An aide for Sanchez later explained that, in order to ensure a meaningful holiday season for all Iraqis, provisions were made for those Iraqis who elected to observe Hanukkah.

A mosque in Baghdad decorated by U.S. troops.

Like many U.S. operations in Iraq, Operation Desert Santa has met with some resistance. A convoy transporting fruitcake and gingerbread came under rocket attack Sunday night just outside Checkpoint Noël in Basra, and unidentified bands of Iraqis exchanged gunfire with Marines operating an armored Humvee simulated sleigh ride in a Baghdad suburb. In spite of these troubles, regional commanders report progress, with only eight U.S. casualties resulting from the operation.

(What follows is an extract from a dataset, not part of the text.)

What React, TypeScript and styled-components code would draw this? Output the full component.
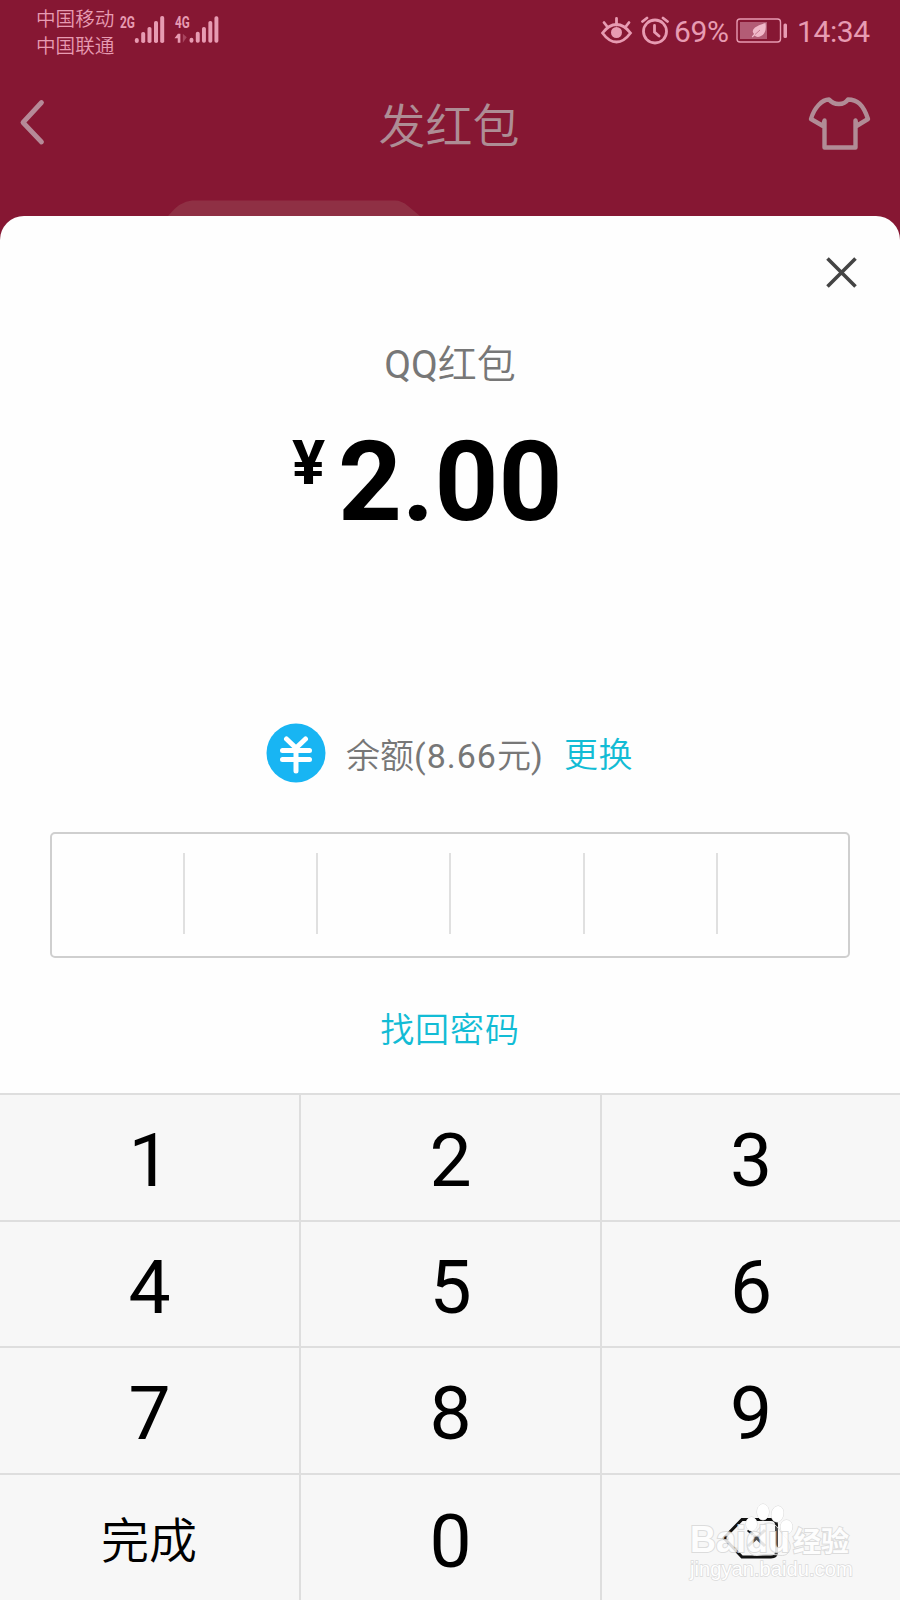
import React from "react";
import styled, { createGlobalStyle } from "styled-components";

const Global = createGlobalStyle`
  * { box-sizing: border-box; }
  html, body { margin: 0; padding: 0; }
  body { width: 900px; height: 1600px; overflow: hidden; background: #861733; font-family: Roboto, "Noto Sans CJK SC", sans-serif; }
  button { border: 0; padding: 0; margin: 0; background: none; font: inherit; color: inherit; display: block; }
  svg { display: block; }
`;

const Screen = styled.div`
  width: 900px;
  height: 1600px;
  display: flex;
  flex-direction: column;
  background: #861733;
  overflow: hidden;
`;

const StatusBar = styled.header`
  height: 62px;
  flex: none;
  display: flex;
  justify-content: space-between;
  padding: 0 30px 0 36px;
  color: #e79bb2;
`;

const StatusLeft = styled.div`
  display: flex;
`;

const Carriers = styled.div`
  padding-top: 4px;
  width: 83px;
  font: 350 19.6px/27px "Noto Sans CJK SC", sans-serif;
  white-space: nowrap;
`;

const StatusRight = styled.div`
  display: flex;
  align-items: center;
  height: 62px;
`;

const Percent = styled.span`
  font-size: 30px;
  line-height: 62px;
  width: 67px;
  padding: 2px 0 0 5px;
  white-space: nowrap;
  letter-spacing: -0.4px;
`;

const Clock = styled.span`
  font-size: 30px;
  line-height: 62px;
  width: 73px;
  margin-left: 8px;
  padding-top: 2px;
  white-space: nowrap;
  letter-spacing: -0.4px;
`;

const NavBar = styled.nav`
  height: 124px;
  flex: none;
  display: grid;
  grid-template-columns: 100px 1fr 100px;
  align-items: center;
`;

const Title = styled.h1`
  margin: 0;
  text-align: center;
  font: 350 47px/122px "Noto Sans CJK SC", sans-serif;
  color: #ae8d95;
  padding: 0 2px 2px 0;
`;

const NavButton = styled.button<{ $align: "start" | "end" }>`
  display: flex;
  justify-content: ${(p) => (p.$align === "start" ? "flex-start" : "flex-end")};
  padding: ${(p) => (p.$align === "start" ? "0 0 0 16px" : "0 27px 1px 0")};
`;

const Behind = styled.div`
  height: 30px;
  flex: none;
  padding: 14px 0 0 168px;
`;

const Sheet = styled.main`
  flex: none;
  height: 1384px;
  display: flex;
  flex-direction: column;
  background: #fefefe;
  border-radius: 24px 24px 0 0;
  overflow: hidden;
`;

const CloseRow = styled.div`
  height: 113px;
  flex: none;
  display: flex;
  justify-content: flex-end;
  padding: 38px 41px 0 0;
`;

const CloseButton = styled.button`
  align-self: flex-start;
  height: 36px;
`;

const Subject = styled.div`
  height: 72px;
  flex: none;
  text-align: center;
  font: 350 39px/72px Roboto, "Noto Sans CJK SC", sans-serif;
  color: #777;
`;

const Amount = styled.div`
  height: 307px;
  flex: none;
  display: flex;
  align-items: flex-start;
  padding: 0 0 0 292px;
  font-weight: 700;
  color: #000;
`;

const Currency = styled.span`
  font-size: 62px;
  line-height: 72px;
  margin-top: 26px;
  width: 46px;
`;

const Value = styled.span`
  font-size: 111.6px;
  line-height: 132px;
  margin-top: 15px;
`;

const Method = styled.div`
  height: 90px;
  flex: none;
  display: flex;
  align-items: center;
  padding-left: 266px;
  font-size: 34px;
  white-space: nowrap;
`;

const Balance = styled.span`
  width: 218px;
  margin-left: 20px;
  color: #777;
  font-weight: 350;
`;

const Latin = styled.span<{ $spacing?: number }>`
  font-weight: 400;
  letter-spacing: ${(p) => p.$spacing ?? 0}px;
`;

const Link = styled.button<{ $spacing: number }>`
  font: 350 34px/50px "Noto Sans CJK SC", sans-serif;
  letter-spacing: ${(p) => p.$spacing}px;
  color: #12bcd5;
`;

const Code = styled.div`
  flex: none;
  height: 126px;
  margin: 34px 50px 0;
  border: 2px solid #cfcfcf;
  border-radius: 5px;
  display: grid;
  grid-template-columns: 130.500px repeat(4, 133.400px) 1fr;
  padding: 19px 0 22px;
`;

const CodeCell = styled.div`
  & + & {
    border-left: 2px solid #e0e0e0;
  }
`;

const Recover = styled.div`
  height: 135px;
  flex: none;
  display: flex;
  justify-content: center;
  align-items: flex-start;
  padding-top: 45px;
`;

const Keypad = styled.div`
  flex: none;
  height: 509px;
  display: grid;
  grid-template-columns: 301px 301px 298px;
  grid-template-rows: 127px 126px 127px 129px;
  background: #f7f7f7;
`;

const Key = styled.button<{ $word?: boolean }>`
  display: flex;
  justify-content: center;
  align-items: center;
  border-top: 2px solid #dedede;
  border-right: 2px solid #dedede;
  color: #000;
  font-weight: ${(p) => (p.$word ? 350 : 400)};
  font-size: ${(p) => (p.$word ? 48 : 75)}px;
  padding: ${(p) => (p.$word ? "0 1px 4px 0" : "5px 0 0")};
  &:nth-child(3n) {
    border-right: 0;
  }
`;

const EraseKey = styled(Key)`
  position: relative;
  padding: 0;
`;

const Watermark = styled.div`
  position: absolute;
  left: 88px;
  top: 24px;
  width: 176px;
  height: 90px;
  color: #fff;
  paint-order: stroke fill;
`;

const Brand = styled.div`
  position: absolute;
  left: 0;
  top: 25px;
  height: 32px;
  display: flex;
  align-items: center;
  white-space: nowrap;
  -webkit-text-stroke: 2px #d8d8d8;
  opacity: 0.85;
`;

const BrandLatin = styled.span`
  font: 700 36px/32px "Liberation Sans", sans-serif;
  width: 103px;
`;

const BrandHan = styled.span`
  font: 700 28px/32px "Noto Sans CJK SC", sans-serif;
`;

const Site = styled.div`
  position: absolute;
  left: 0;
  top: 60px;
  font: 400 20.2px/20px "Liberation Sans", sans-serif;
  -webkit-text-stroke: 1.4px #dadada;
`;

const Paw = styled.svg`
  position: absolute;
  left: 54px;
  top: 2px;
`;

const Signal = ({ label, sub }: { label: string; sub?: boolean }) => (
  <svg width={sub ? 54 : 55} height="50" viewBox="0 0 55 50" fill="currentColor">
    <text x="1" y="28" fontFamily="Roboto, sans-serif" fontWeight="700" fontSize="16.5" textLength="15" lengthAdjust="spacingAndGlyphs">
      {label}
    </text>
    {sub && (
      <>
        <path d="M0.500 38.500 4 34H6.500V43H3.800V38.500Z" />
        <path d="M9 34 13 37.500 9 43Z" opacity=".35" />
      </>
    )}
    <rect x="15.800" y="38" width="4" height="5" rx="2" />
    <rect x="22.200" y="32" width="4" height="11" rx="1.800" />
    <rect x="28.500" y="27" width="4" height="16" rx="1.800" />
    <rect x="35" y="21" width="4" height="22" rx="1.800" />
    <rect x="41.200" y="16" width="4" height="27" rx="1.800" />
  </svg>
);

const EyeIcon = () => (
  <svg width="40" height="62" viewBox="0 0 40 62" fill="none" stroke="currentColor" strokeWidth="2.800" strokeLinecap="round">
    <path d="M1.500 33Q8 24.500 15.500 24.500T29.500 33Q23 42 15.500 42T1.500 33Z" />
    <circle cx="15.500" cy="32.500" r="5.500" fill="currentColor" stroke="none" />
    <path d="M15.500 18.500V25M3 22.500 6.500 27M28 22.500 24.500 27" />
  </svg>
);

const AlarmIcon = () => (
  <svg width="28" height="62" viewBox="0 0 28 62" fill="none" stroke="currentColor" strokeWidth="2.800" strokeLinecap="round">
    <circle cx="14" cy="31.500" r="11.500" />
    <path d="M13.500 25.500V32L18 36M1.500 21.500 6 18M26.500 21.500 22 18" />
  </svg>
);

const BatteryIcon = () => (
  <svg width="53" height="62" viewBox="0 0 53 62">
    <rect x="1" y="19" width="43.500" height="23" rx="3" fill="none" stroke="#e79bb2" strokeWidth="1.400" />
    <rect x="4" y="22" width="27" height="17" fill="#b35c75" />
    <path d="M29.500 23Q31 33 25 36Q21 38 18.500 35.500L16.500 37.500L15.800 36.500L18 34Q15 31 19 27.500Q23 24.500 29.500 23Z" fill="#f0b8c8" />
    <path d="M19 34.500 24 30" stroke="#b35c75" strokeWidth=".7" />
    <rect x="47.500" y="23.500" width="3.500" height="14.500" rx="1.500" fill="#e79bb2" />
  </svg>
);

const KEYS = ["1", "2", "3", "4", "5", "6", "7", "8", "9"];

export default function App() {
  return (
    <>
      <Global />
      <Screen>
        <StatusBar>
          <StatusLeft>
            <Carriers>
              <div>中国移动</div>
              <div>中国联通</div>
            </Carriers>
            <Signal label="2G" />
            <Signal label="4G" sub />
          </StatusLeft>
          <StatusRight>
            <EyeIcon />
            <AlarmIcon />
            <Percent>69%</Percent>
            <BatteryIcon />
            <Clock>14:34</Clock>
          </StatusRight>
        </StatusBar>
        <NavBar>
          <NavButton $align="start" aria-label="返回">
            <svg width="30" height="52" viewBox="0 0 30 52" fill="none" stroke="#b68a98" strokeWidth="4.800" strokeLinecap="round" strokeLinejoin="round">
              <path d="M25.500 4.500 7 24.500 25.500 44" />
            </svg>
          </NavButton>
          <Title>发红包</Title>
          <NavButton $align="end" aria-label="装扮">
            <svg width="68" height="58" viewBox="0 0 68 58" fill="none" stroke="#b18c96" strokeWidth="4.400" strokeLinejoin="round">
              <path d="M24 4.500 C29 10.500 39 10.500 43 4.500 C52 4.500 58 9 63 24 L51.500 31 L50.500 25.500 V52.500 H19.500 V25.500 L18 31 L6 24 C9 13 17 4.500 24 4.500Z" />
            </svg>
          </NavButton>
        </NavBar>
        <Behind>
          <svg width="256" height="16" viewBox="0 0 256 16">
            <path d="M0 16Q12 1 24 0.500H226Q233 0 240 6L252 16Z" fill="#8f3044" />
          </svg>
        </Behind>
        <Sheet>
          <CloseRow>
            <CloseButton aria-label="关闭">
              <svg width="36" height="36" viewBox="0 0 36 36" stroke="#444" strokeWidth="3.600" fill="none">
                <path d="M4.500 4.500 32.500 32.500M32.500 4.500 4.500 32.500" />
              </svg>
            </CloseButton>
          </CloseRow>
          <Subject>
            <Latin>QQ</Latin>红包
          </Subject>
          <Amount>
            <Currency>¥</Currency>
            <Value>2.00</Value>
          </Amount>
          <Method>
            <svg width="60" height="60" viewBox="0 0 60 60" fill="none" stroke="#fff" strokeWidth="5" strokeLinecap="round">
              <circle cx="30" cy="30" r="29.500" fill="#18b5f3" stroke="none" />
              <path d="M20.500 16 30 25 39.500 16M16.500 27.500H43.500M16.500 36.500H43.500M30 26V48" />
            </svg>
            <Balance>
              余额<Latin $spacing={1}>(8.66</Latin>元<Latin>)</Latin>
            </Balance>
            <Link $spacing={0.5}>更换</Link>
          </Method>
          <Code>
            {[0, 1, 2, 3, 4, 5].map((i) => (
              <CodeCell key={i} />
            ))}
          </Code>
          <Recover>
            <Link $spacing={0.9}>找回密码</Link>
          </Recover>
          <Keypad>
            {KEYS.map((k) => (
              <Key key={k}>{k}</Key>
            ))}
            <Key $word>完成</Key>
            <Key>0</Key>
            <EraseKey as="div">
              <svg width="60" height="44" viewBox="0 0 60 44" fill="none" stroke="#111" strokeWidth="3">
                <path d="M21 2.500H50Q55.500 2.500 55.500 8V34.500Q55.500 40 50 40H21L3 21Z" />
                <path d="M27 13 44 29M44 13 27 29" />
              </svg>
              <Watermark>
                <Paw width="60" height="62" viewBox="0 0 60 62" fill="#fff" stroke="#d8d8d8">
                  <path d="M25 22C16 22 14 31 7 36C0 42 3 55 13 54.500C20 53 30 53 37 54.500C47 55 49 43 42 37C35 31 34 22 25 22Z" fillOpacity=".25" />
                  <ellipse cx="19" cy="11" rx="6" ry="8" />
                  <ellipse cx="33.500" cy="13" rx="6" ry="8" transform="rotate(12 33.500 13)" />
                  <ellipse cx="7.500" cy="23" rx="5.500" ry="7" />
                  <ellipse cx="42.500" cy="26" rx="6" ry="7" />
                </Paw>
                <Brand>
                  <BrandLatin>Baidu</BrandLatin>
                  <BrandHan>经验</BrandHan>
                </Brand>
                <Site>jingyan.baidu.com</Site>
              </Watermark>
            </EraseKey>
          </Keypad>
        </Sheet>
      </Screen>
    </>
  );
}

Still, Iraqis report that they are unable to get into the Christmas spirit.

"Why am I supposed to feel joy for the world?" said 34-year-old Baghdad mechanic Hassan al-Ajili as he stood in line for his mandatory visit with Santa. "My country is still at war. I need an American identification card to get anywhere in my own city. Now, for some reason, men with machine guns have placed two rows of jingling antlered pigs on the roof of our house. This is insane."

Bush, speaking from his Crawford ranch, praised the brave men and women of Operation Desert Santa and asked for the understanding of all Americans.

"We must be patient with the Iraqis," said Bush, seated before a Christmas tree dotted with Scottish terrier ornaments. "The holidays can be a very stressful time, especially for people not yet used to the customs. I'm sure Iraq will enjoy the happiest of holiday seasons if we show resolve and commit to making sure that they do."

President Bush then called for 30,000 new troops to be deployed in the next week to ensure an effective and precise enforcement of Christmas throughout the region. Salvation and Eighth Army detachments will be stationed on every corner by Christmas Eve to make sure that every last Iraqi citizen spends the holiday at home, with family.

Sanchez said he is confident that he can meet that deadline.

"A merry Christmas in Iraq means peace in the Middle East has finally been achieved," Sanchez said. "God bless us, every one."